BTL investors shift north for better yields and lower costs – Hamptons

More buy-to-let (BTL) investors targeted the Midlands and North of England this year, with 39% of new purchases in these regions, research from Hamptons found.

Hamptons Lettings Index revealed that this share had increased from 34% in 2022 and 24% in 2007. 

The shift was driven by higher yields and lower property prices, which helped offset higher Stamp Duty and mortgage costs, according to research.

Research showed that BTL investment slowed overall, with landlords accounting for 10% of homes sold across Great Britain in the first four months of 2025, down from 11% last year. 

The data also indicated BTL purchases declined in every region since 2015 except the North East, where landlords bought 28% of homes sold this year. 

Wales and London saw the sharpest falls in BTL activity since 2015.

Redcar and Cleveland topped the list for BTL purchases since the Stamp Duty surcharge increased, with investors buying half the homes sold there. 

Nine out of the top 10 BTL hotspots were in the Midlands or North.

Additionally, research found that the typical investor in the Midlands and North paid £150,480 for a new BTL, almost half the £292,240 paid by landlords in the South, giving them a Stamp Duty saving of £11,190. 

Meanwhile, the share of homes bought by landlords dropped to 6% from 16% in Wales and fell from 16% to 8% in London.

The North East, East Midlands and West Midlands offered yields above the national average. 

Eight of the top 10 BTL areas delivered gross yields above 7.1%, with County Durham at 10.2%.

More London-based investors chose to buy outside the capital, with 65% purchasing elsewhere this year, up from 41% a decade ago. 

A greater number bought in the Northern regions, as 18% of London investors selected the North, up from 5% 10 years earlier.

Data also showed a record 23% of new BTL purchases achieved double-digit yields, up from 17% last year. 

On a typical BTL costing £198,550, each 1% rise in yield brought in an extra £1,985 a year. 

In the North East, a landlord would earn £18,400 in annual rent, £7,010 more than in London, although long-term capital growth remained higher in the capital.

Furthermore, Hamptons research revealed that fewer landlords increased rents on renewals last month, with 45% raising the rent, down from 50% last April. 

The average rent on a renewal reached £1,257 per month, up 3.7% compared to last year. Rents for new lets rose 1.2% to £1,360. 

Tenants who renewed paid £103 less per month than new tenants.

In London, the average rent for new lets dropped 1.4% year-on-year. 

Only 23% of landlords in the capital increased the rent on renewal in April, down from 37% last year.

Aneisha Beveridge, head of research at Hamptons, said: “Buy-to-let investment is gradually grinding to a halt in some markets where higher purchase and mortgage costs take their toll. 

“However, while new landlord purchases remain well below long-term averages, some investors have been looking further afield for new opportunities. 
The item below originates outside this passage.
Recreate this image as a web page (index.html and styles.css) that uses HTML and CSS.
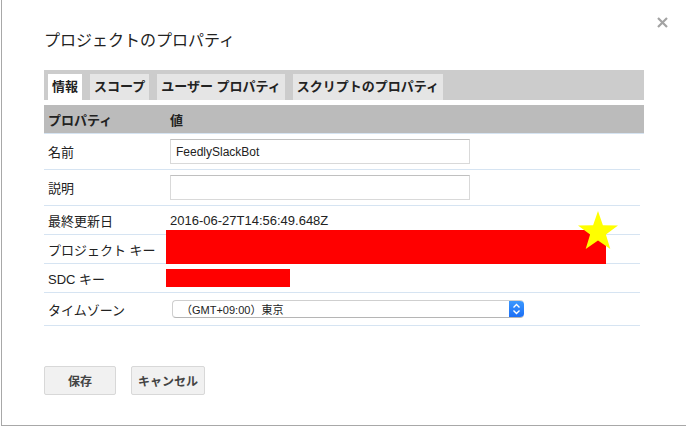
FILE: index.html
```html
<!DOCTYPE html>
<html lang="ja">
<head>
<meta charset="utf-8">
<link rel="stylesheet" href="styles.css">
</head>
<body>
<div class="dialog">
  <button class="close" aria-label="閉じる">
    <svg width="11" height="11" viewBox="0 0 11 11"><path d="M1 1L10 10M10 1L1 10" stroke="#a3a3a3" stroke-width="2.2"/></svg>
  </button>
  <h1 class="title">プロジェクトのプロパティ</h1>
  <div class="tabs">
    <div class="tab active">情報</div>
    <div class="tab">スコープ</div>
    <div class="tab">ユーザー プロパティ</div>
    <div class="tab">スクリプトのプロパティ</div>
  </div>
  <div class="table">
    <div class="head">
      <div class="label">プロパティ</div>
      <div class="value">値</div>
    </div>
    <div class="row tall">
      <div class="label">名前</div>
      <div class="value"><input class="field" type="text" value="FeedlySlackBot"></div>
    </div>
    <div class="row tall">
      <div class="label">説明</div>
      <div class="value"><input class="field" type="text" value=""></div>
    </div>
    <div class="row">
      <div class="label">最終更新日</div>
      <div class="value">2016-06-27T14:56:49.648Z</div>
    </div>
    <div class="row key-row">
      <div class="label">プロジェクト キー</div>
      <div class="value"></div>
      <div class="redact-key"></div>
      <svg class="star" width="42" height="40" viewBox="0 0 42 40"><polygon fill="#ffff00" points="21,0 25.9,14.3 41,14.5 28.9,23.6 33.3,38 21,29.4 8.7,38 13.1,23.6 1,14.5 16.1,14.3"/></svg>
    </div>
    <div class="row">
      <div class="label">SDC キー</div>
      <div class="value"><div class="redact-sdc"></div></div>
    </div>
    <div class="row tz">
      <div class="label">タイムゾーン</div>
      <div class="value">
        <div class="select">
          <span class="select-text">（GMT+09:00）東京</span>
          <span class="stepper">
            <svg width="9" height="12" viewBox="0 0 9 12"><path d="M1.5 4.5L4.5 1.5L7.5 4.5M1.5 7.5L4.5 10.5L7.5 7.5" fill="none" stroke="#fff" stroke-width="1.4"/></svg>
          </span>
        </div>
      </div>
    </div>
  </div>
  <div class="buttons">
    <button class="btn save">保存</button>
    <button class="btn cancel">キャンセル</button>
  </div>
</div>
</body>
</html>
```

FILE: styles.css
```css
html, body {
  margin: 0;
  padding: 0;
  background: #fff;
}
body {
  font-family: "Liberation Sans", "Noto Sans CJK JP", sans-serif;
  color: #222;
  width: 686px;
  height: 428px;
  overflow: hidden;
}
.dialog {
  position: relative;
  box-sizing: border-box;
  margin-left: 1px;
  width: 700px;
  height: 426px;
  border-left: 1px solid #a8a8a8;
  border-bottom: 1px solid #a8a8a8;
  padding: 30px 0 0 42px;
}
.close {
  position: absolute;
  top: 17px;
  left: 655px;
  border: 0;
  background: none;
  padding: 0;
  width: 11px;
  height: 11px;
  line-height: 0;
}
.title {
  margin: 0;
  font-size: 16px;
  font-weight: normal;
  line-height: 22px;
  color: #222;
  height: 22px;
}
.tabs {
  margin-top: 18px;
  width: 600px;
  height: 30px;
  box-sizing: border-box;
  background: #cccccc;
  padding: 4px 4px 0;
  display: flex;
  gap: 8px;
}
.tab {
  height: 26px;
  line-height: 26px;
  padding: 0 4px;
  background: #e5e5e5;
  font-size: 13px;
  font-weight: bold;
  color: #222;
  white-space: nowrap;
}
.tab.active {
  background: #fff;
}
.table {
  margin-top: 5px;
  width: 600px;
}
.head {
  display: flex;
  align-items: center;
  height: 28px;
  background: #bbbbbb;
  border-bottom: 1px solid #d6e4f2;
  font-size: 13px;
  font-weight: bold;
}
.label {
  width: 122px;
  padding-left: 4px;
  flex: none;
  font-size: 13px;
  white-space: nowrap;
}
.value {
  flex: 1;
  font-size: 13px;
}
.row {
  position: relative;
  display: flex;
  align-items: center;
  width: 596px;
  height: 28px;
  border-bottom: 1px solid #d6e4f2;
}
.row.tall {
  height: 35px;
}
.row.tz {
  height: 32px;
}
.field {
  display: block;
  box-sizing: border-box;
  width: 300px;
  height: 25px;
  margin: 0;
  border: 1px solid #d9d9d9;
  border-top-color: #c0c0c0;
  padding: 0 5px;
  font-family: "Liberation Sans", sans-serif;
  font-size: 12px;
  color: #222;
  outline: none;
}
.redact-key {
  position: absolute;
  left: 122px;
  top: -5px;
  width: 440px;
  height: 34px;
  background: #ff0000;
}
.star {
  position: absolute;
  left: 533px;
  top: -24px;
}
.redact-sdc {
  margin-left: -4px;
  width: 124px;
  height: 18px;
  background: #ff0000;
}
.select {
  margin-left: 2px;
  width: 352px;
  height: 18px;
  box-sizing: border-box;
  display: flex;
  align-items: center;
  border: 1px solid #cfcfcf;
  border-bottom-color: #b5b5b5;
  border-right: 0;
  border-radius: 4px;
  background: #fff;
  overflow: hidden;
}
.select-text {
  flex: 1;
  padding-left: 8px;
  font-size: 11px;
  color: #222;
  white-space: nowrap;
}
.stepper {
  flex: none;
  width: 15px;
  height: 18px;
  margin-top: -1px;
  margin-bottom: -1px;
  background: linear-gradient(#3d9bff, #1a6cf5);
  border-radius: 0 4px 4px 0;
  display: flex;
  align-items: center;
  justify-content: center;
}
.buttons {
  margin-top: 40px;
  display: flex;
  gap: 15px;
}
.btn {
  box-sizing: border-box;
  height: 29px;
  margin: 0;
  border: 1px solid #d8d8d8;
  border-radius: 2px;
  background: #f1f1f1;
  font-family: "Liberation Sans", "Noto Sans CJK JP", sans-serif;
  font-size: 12px;
  font-weight: bold;
  color: #444;
  padding: 0;
}
.btn.save {
  width: 72px;
}
.btn.cancel {
  width: 74px;
}
```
“One of the main ways landlords are trying to mitigate against higher stamp duty and mortgage costs is by seeking better-yielding and cheaper properties, increasingly in Northern England.”

Beveridge added: “Based on current trends, 2033 will mark the point at which the bulk of buy-to-let purchases are in the Midlands and North of England, rather than the South. 

“However, this shift could cost the Treasury £161m or a 12% annual fall in revenue due to investors purchasing cheaper properties that come with lower stamp duty bills. 

“This may also have a knock-on impact on rents if supply conditions in the South of England worsen, and where tenants’ finances are already most stretched.”

She said: “However, investors will still find opportunities in the South of England, particularly if rents continue to rise and house prices pick up pace after nearly a decade of stronger capital growth further North. 

“Lower interest rates will also help, not only by lowering mortgage costs, but by reducing rates available on savings accounts, which might make buy-to-let look more appealing.”